3°. Un Homme de Lettres, qui m’a fait la grâce de me comuniquer ses réflexions, me reproche un étalage d’érudition déplacée ; parceque, en relevant quelques Anglicismes, j’ai cité le mot Anglais, qui avait induit en erreur ; et parceque, à la tête des Lettres, dans la suite alphabétique, j’ai mis les sons, qui y correspondent dans les principales Langues de l’Europe. Assurément j’aurais bien grand tort d’avoir mis à cela de la gloriole ; et je ne m’atendais pas à ce reproche. La première érudition, comme le Critique l’apelle, m’a paru toute naturelle, et je l’ai employée tout bonement et sans prétention. La seconde, je l’ai tirée avec la même simplicité, de la Gramaire du P. Bufier, et je ne croyais pas qu’elle dût jamais m’atirer ni louange, ni blâme. Le Censeur m’assûre que les Gens de goût sont très dificiles sur ces sortes d’éruditions. Il me permettra d’en douter ; et j’ai peine à croire qu’il ait recueuilli là-dessus un grand nombre de sufrages. Tout ce qui peut arriver, et ce qui arrivera probablement, c’est qu’ils n’y prendront pas garde et ne les honoreront pas de leur atention.

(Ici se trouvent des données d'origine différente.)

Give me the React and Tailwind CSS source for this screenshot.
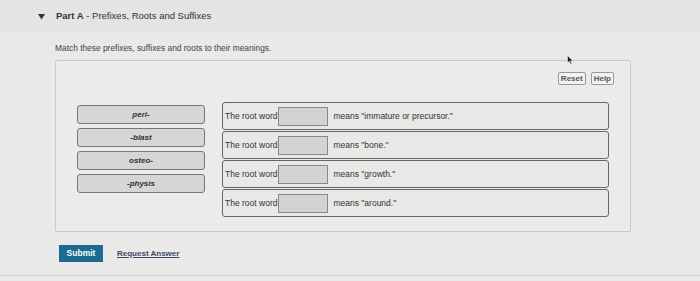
export default function App() {
  const tiles = ["peri-", "-blast", "osteo-", "-physis"];
  const rows = [
    'means "immature or precursor."',
    'means "bone."',
    'means "growth."',
    'means "around."',
  ];
  return (
    <div className="w-[700px] h-[281px] bg-[#e9e9e7] relative overflow-hidden text-[#333]" style={{ fontFamily: '"Liberation Sans", Arial, sans-serif' }}>
      <div className="h-[33px] bg-[#e4e4e2] flex items-center pl-[38px]">
        <svg width="7" height="6" viewBox="0 0 7 6" className="mr-[11px]"><path d="M0 0 L7 0 L3.5 5.5 Z" fill="#333" /></svg>
        <span className="text-[9.5px] text-[#333]"><b className="font-bold">Part A</b> - Prefixes, Roots and Suffixes</span>
      </div>
      <div className="pl-[55px] pt-[10px] text-[8.4px] text-[#444] leading-[11px]">Match these prefixes, suffixes and roots to their meanings.</div>
      <div className="ml-[55px] mt-[6px] w-[576px] h-[172px] border border-[#c9c9c7] rounded-[2px] bg-[#ebebe9] flex flex-col">
        <div className="flex justify-end gap-[5px] pr-[16px] pt-[11px]">
          <div className="h-[13px] px-[2px] border border-[#999] rounded-[2px] bg-[#f2f2f0] text-[8px] font-bold text-[#555] flex items-center">Reset</div>
          <div className="h-[13px] px-[2px] border border-[#999] rounded-[2px] bg-[#f2f2f0] text-[8px] font-bold text-[#555] flex items-center">Help</div>
        </div>
        <div className="flex pl-[21px] pt-[17px]">
          <div className="flex flex-col gap-[4px] w-[128px] pt-[3px]">
            {tiles.map((t) => (
              <div key={t} className="h-[19px] border-[1.5px] border-[#777] rounded-[3px] bg-[#d6d6d4] flex items-center justify-center text-[8px] font-bold italic text-[#333]">{t}</div>
            ))}
          </div>
          <div className="flex flex-col gap-[1px] ml-[17px] w-[387px]">
            {rows.map((r) => (
              <div key={r} className="h-[28px] border-[1.5px] border-[#666] rounded-[3px] bg-[#e8e8e6] flex items-center pl-[2px] text-[8.5px] text-[#333]">
                <span>The root word</span>
                <div className="w-[50px] h-[19px] border border-[#888] bg-[#d3d3d1] ml-[1px] mr-[5px]"></div>
                <span>{r}</span>
              </div>
            ))}
          </div>
        </div>
      </div>
      <div className="flex items-center pl-[59px] mt-[13px]">
        <div className="w-[44px] h-[17px] bg-[#1b6c90] text-white text-[8.5px] font-bold flex items-center justify-center">Submit</div>
        <span className="ml-[14px] text-[8px] text-[#3d4a66] underline font-bold">Request Answer</span>
      </div>
      <div className="absolute left-0 right-0 top-[275px] border-t border-[#d2d2d0]"></div>
      <svg className="absolute left-[567px] top-[55px]" width="7" height="10" viewBox="0 0 7 10"><path d="M0.5 0.5 L0.5 8 L2.3 6.3 L3.6 9.3 L4.8 8.8 L3.6 5.9 L6 5.9 Z" fill="#222" stroke="#fff" strokeWidth="0.5" /></svg>
    </div>
  );
}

4°. Enfin, quelques-uns ont censuré le titre du Dictionaire. Ils nous ont demandé si nous prétendions critiquer la Langue Française ; et ce que nous voulions dire. Mais par leur censûre, ils donent lieu à deux Observations. === Dabord, ils font mal-à-propôs raporter le régime de la préposition de à l’Adjectif critique, au lieu de le faire raporter à Dictionaire. J’aurais pu mettre, Dictionaire de la Langue Française, critique et gramatical ; et j’aurais ôté par-là tout prétexte à la chicanerie ; mais je crois que, dans les intitulations, on doit dabord mettre le mot, qui caractèrise un Ouvrage et le distingue d’un aûtre. === Ensuite, les Censeurs se sont mépris sur la signification de l’Adjectif critique. Il ne supôse pas toujours la censûre : il anonce souvent l’éloge. Et certainement les Observations critiques des Comentateurs enthousiastes des Auteurs anciens n’étaient rien moins que des censûres. Critique, joint avec Remarque, avec Dissertation, Histoire, Dictionaire, etc ne signifie donc que des Observations, que l’Auteur anonce sur la matière qu’il traite. Si l’on composait une Histoire critique de la Médecine, de la Philosophie, persone ne s’aviserait de penser que c’est la Philosophie ou la Médecine, qu’on voudrait critiquer. === Un plaisant, bon ou mauvais (on en jugera) a ataqué le titre d’une aûtre manière. Il prétend qu’on a oublié de mettre un accent sur l’e de critique, et qu’il faut lire, Dictionaire Critiqué. Quoiqu’il en soit de la finesse de cette plaisanterie, que l’Auteur a faite sans malice, et dont il n’est probablement que l’écho, je répondrai très-sérieûsement, qu’il n’y a point d’Auteur, qui doive moins que moi redouter les critiques. Elles entrent dans mon plan. Et qu’est aûtre chose mon Dictionaire qu’un Recueuil de Remarques sur la Langue, et un Dépôt des diférentes opinions et des diverses pratiques, anciènes et modernes, sur cette matière. === Mais, pour que je puisse profiter, et faire profiter mes Lecteurs de pareilles Observations, il faut qu’elles viènent de persones conûes, et que je puisse citer ; ou que ceux qui ne se font pas conaître, les apuyent de quelque bone raison, que je puise aporter ; aûtrement, je me verrai réduit à cette Formule, employée dans quelques endroits de ce Dictionaire : quelques-uns pensent, ou écrivent, ou prononcent aûtrement : formule, qui n’aprend rien, et ne signifie rien.

Voilà tout ce que j’avais à dire pour le moment. Si après la publication du premier Volume, on m’honôre de quelque aûtre Critique, ou l’on me demande quelque aûtre éclaircissement, qui en vaille la peine, j’y satisferai dans un Avertissement, qui sera placé au commencement du Second Tome.